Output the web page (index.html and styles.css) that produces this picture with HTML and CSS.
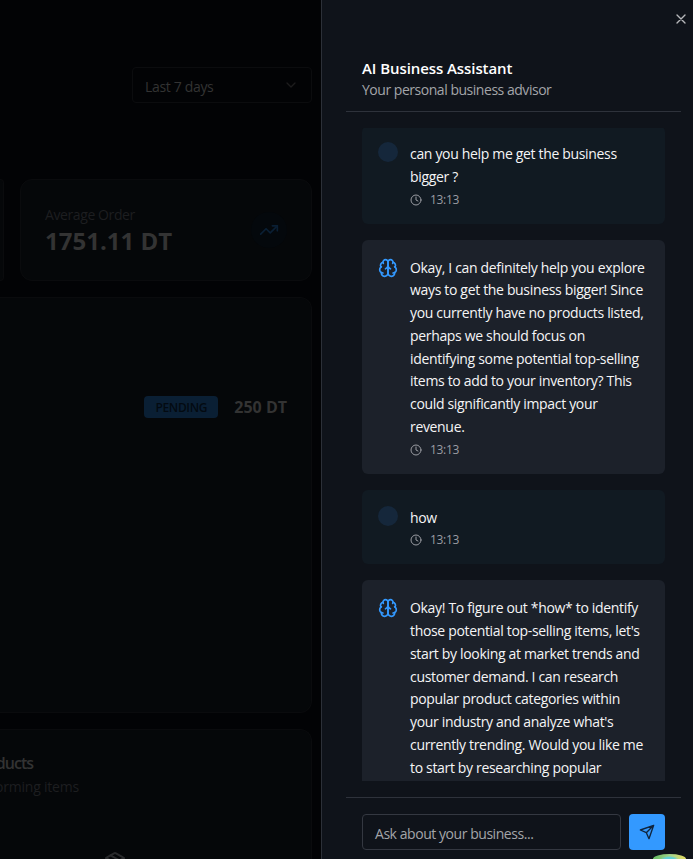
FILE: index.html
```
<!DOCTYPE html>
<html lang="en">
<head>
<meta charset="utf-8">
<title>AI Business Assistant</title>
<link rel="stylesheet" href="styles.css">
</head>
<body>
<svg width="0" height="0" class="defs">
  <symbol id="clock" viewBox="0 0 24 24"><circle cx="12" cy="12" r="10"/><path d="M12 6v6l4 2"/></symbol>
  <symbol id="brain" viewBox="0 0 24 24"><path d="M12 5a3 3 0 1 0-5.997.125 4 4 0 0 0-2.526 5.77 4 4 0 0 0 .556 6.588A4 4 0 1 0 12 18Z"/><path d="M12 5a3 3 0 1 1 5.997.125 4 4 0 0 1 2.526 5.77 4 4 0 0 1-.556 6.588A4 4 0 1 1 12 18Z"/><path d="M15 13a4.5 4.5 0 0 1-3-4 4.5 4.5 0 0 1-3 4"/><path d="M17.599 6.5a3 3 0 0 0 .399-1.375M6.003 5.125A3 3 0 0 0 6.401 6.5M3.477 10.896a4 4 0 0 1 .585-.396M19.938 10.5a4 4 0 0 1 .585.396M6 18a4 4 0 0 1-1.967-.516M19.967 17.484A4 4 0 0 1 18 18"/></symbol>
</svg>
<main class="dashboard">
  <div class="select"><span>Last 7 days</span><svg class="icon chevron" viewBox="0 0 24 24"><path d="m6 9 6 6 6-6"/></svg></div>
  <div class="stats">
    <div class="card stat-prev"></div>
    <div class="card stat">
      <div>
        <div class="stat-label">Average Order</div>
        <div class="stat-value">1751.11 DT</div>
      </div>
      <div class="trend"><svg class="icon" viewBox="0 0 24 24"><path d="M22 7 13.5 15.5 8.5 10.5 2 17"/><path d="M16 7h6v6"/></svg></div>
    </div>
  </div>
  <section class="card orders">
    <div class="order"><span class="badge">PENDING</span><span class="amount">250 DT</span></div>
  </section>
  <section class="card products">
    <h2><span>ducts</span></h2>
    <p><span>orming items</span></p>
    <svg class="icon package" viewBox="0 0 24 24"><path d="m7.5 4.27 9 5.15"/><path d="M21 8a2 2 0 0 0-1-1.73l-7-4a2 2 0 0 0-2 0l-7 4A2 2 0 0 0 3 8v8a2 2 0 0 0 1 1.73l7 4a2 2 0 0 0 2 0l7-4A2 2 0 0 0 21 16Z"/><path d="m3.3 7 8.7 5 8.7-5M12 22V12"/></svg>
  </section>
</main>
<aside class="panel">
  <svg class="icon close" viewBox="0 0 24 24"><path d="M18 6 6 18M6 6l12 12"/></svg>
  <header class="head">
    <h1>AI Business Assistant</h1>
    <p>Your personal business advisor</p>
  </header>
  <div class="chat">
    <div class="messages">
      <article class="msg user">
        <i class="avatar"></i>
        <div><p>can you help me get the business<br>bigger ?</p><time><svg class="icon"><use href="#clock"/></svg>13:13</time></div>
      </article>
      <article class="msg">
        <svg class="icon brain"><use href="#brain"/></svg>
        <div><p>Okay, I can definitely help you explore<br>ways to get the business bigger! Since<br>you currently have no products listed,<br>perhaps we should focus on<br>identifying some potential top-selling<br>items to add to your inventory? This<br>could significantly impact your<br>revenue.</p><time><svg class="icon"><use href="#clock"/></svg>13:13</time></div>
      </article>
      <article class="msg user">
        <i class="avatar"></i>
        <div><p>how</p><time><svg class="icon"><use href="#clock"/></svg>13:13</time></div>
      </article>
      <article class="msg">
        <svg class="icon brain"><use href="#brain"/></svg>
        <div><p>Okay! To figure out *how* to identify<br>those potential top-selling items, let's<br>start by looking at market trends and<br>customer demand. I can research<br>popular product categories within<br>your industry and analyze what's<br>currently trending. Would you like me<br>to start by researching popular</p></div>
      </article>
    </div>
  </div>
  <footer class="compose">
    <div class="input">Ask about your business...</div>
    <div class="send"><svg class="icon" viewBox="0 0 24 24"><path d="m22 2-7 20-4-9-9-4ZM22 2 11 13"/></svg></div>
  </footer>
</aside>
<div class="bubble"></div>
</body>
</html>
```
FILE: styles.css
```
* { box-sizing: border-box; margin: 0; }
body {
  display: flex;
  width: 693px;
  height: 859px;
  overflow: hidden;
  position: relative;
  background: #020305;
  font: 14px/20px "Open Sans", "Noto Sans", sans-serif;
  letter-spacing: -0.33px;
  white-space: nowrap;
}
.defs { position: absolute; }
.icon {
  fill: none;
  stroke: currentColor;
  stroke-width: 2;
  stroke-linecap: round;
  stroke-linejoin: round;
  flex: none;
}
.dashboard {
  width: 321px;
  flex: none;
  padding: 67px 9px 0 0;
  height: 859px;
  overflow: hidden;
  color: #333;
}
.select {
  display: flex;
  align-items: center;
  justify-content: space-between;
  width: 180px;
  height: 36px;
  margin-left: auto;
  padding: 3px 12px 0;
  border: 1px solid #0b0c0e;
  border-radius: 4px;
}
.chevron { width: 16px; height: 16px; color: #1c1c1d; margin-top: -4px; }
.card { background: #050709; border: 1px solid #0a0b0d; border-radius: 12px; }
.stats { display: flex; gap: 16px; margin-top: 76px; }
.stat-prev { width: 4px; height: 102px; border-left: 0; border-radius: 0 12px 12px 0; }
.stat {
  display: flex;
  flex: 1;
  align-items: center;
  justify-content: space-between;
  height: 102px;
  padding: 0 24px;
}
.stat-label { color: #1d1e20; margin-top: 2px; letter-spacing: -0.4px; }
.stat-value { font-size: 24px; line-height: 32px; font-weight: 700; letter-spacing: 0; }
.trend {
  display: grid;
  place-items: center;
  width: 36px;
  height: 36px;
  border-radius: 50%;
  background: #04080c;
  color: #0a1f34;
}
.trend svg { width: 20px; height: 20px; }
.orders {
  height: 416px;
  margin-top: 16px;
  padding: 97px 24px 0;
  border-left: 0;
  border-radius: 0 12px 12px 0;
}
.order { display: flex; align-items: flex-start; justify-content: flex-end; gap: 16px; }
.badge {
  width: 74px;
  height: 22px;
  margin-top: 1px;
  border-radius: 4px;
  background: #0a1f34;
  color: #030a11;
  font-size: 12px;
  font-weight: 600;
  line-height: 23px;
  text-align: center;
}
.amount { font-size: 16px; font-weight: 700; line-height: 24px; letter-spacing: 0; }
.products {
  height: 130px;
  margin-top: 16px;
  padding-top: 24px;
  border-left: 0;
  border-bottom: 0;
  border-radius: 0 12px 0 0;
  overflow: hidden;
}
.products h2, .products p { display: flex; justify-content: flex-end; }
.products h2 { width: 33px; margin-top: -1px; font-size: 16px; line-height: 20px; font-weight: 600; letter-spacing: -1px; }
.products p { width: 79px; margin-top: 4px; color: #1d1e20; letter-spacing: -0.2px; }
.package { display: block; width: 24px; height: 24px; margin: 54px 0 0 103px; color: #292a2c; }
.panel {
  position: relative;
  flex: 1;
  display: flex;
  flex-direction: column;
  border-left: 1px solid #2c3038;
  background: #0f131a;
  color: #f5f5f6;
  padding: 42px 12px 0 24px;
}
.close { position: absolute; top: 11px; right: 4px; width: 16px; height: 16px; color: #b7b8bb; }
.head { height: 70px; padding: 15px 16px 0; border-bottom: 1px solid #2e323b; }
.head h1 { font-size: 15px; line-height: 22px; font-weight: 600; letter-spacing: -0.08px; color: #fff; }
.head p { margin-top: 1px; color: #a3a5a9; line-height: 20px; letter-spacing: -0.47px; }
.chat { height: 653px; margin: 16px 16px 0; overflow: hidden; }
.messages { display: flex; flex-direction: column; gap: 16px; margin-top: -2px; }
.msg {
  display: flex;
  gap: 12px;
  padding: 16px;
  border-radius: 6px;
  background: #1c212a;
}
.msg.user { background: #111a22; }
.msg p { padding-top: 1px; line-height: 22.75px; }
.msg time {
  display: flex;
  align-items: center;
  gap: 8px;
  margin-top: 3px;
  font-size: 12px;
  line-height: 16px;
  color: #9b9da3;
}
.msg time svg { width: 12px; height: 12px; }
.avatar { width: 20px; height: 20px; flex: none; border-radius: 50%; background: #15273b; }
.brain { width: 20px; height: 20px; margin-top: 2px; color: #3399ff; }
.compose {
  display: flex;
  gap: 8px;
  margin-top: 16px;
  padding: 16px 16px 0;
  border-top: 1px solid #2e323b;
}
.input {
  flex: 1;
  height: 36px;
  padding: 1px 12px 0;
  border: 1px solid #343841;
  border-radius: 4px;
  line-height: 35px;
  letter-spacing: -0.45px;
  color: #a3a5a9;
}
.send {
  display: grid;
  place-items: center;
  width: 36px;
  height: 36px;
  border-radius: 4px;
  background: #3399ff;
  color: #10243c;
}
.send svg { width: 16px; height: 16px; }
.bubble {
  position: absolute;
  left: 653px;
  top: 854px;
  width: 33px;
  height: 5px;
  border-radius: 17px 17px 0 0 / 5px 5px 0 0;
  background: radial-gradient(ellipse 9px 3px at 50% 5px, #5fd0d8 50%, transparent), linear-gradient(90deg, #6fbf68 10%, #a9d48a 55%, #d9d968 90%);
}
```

---

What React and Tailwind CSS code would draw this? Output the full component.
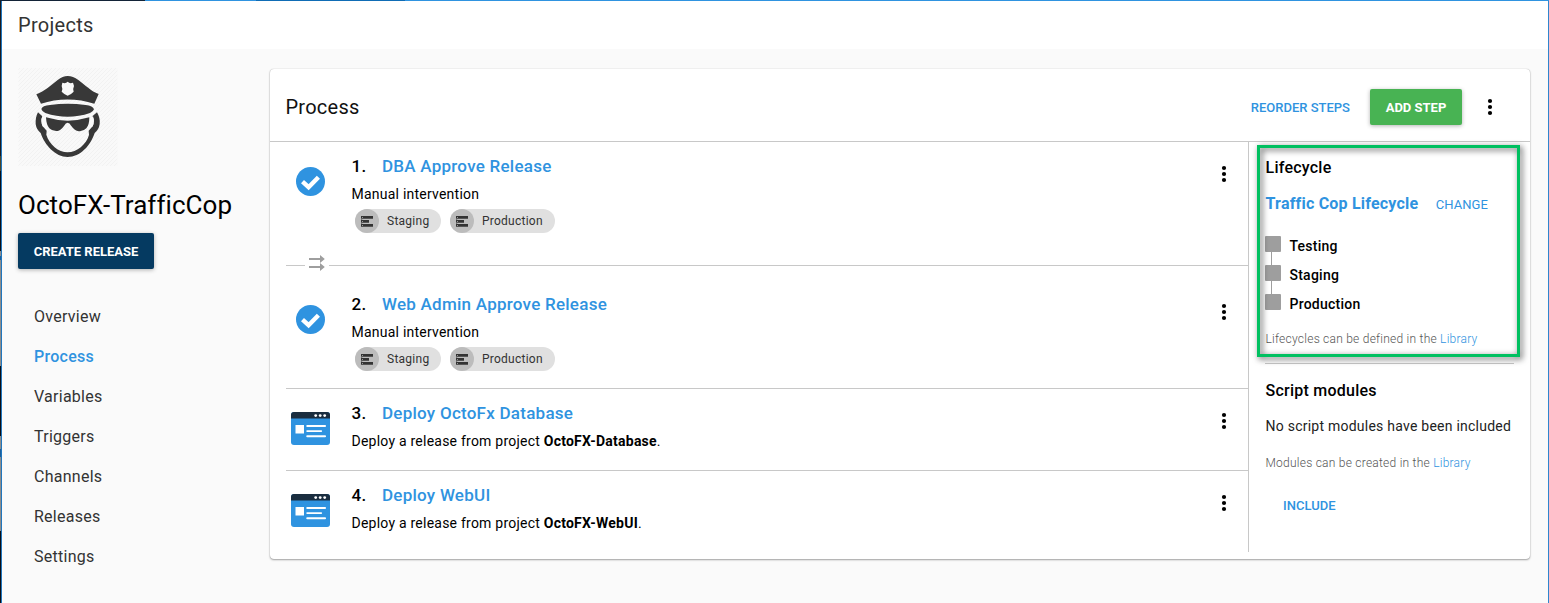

TO DO:
How many lines of the data hold the string "index"? Reply with the number alone.

TASK RESPONSE:
2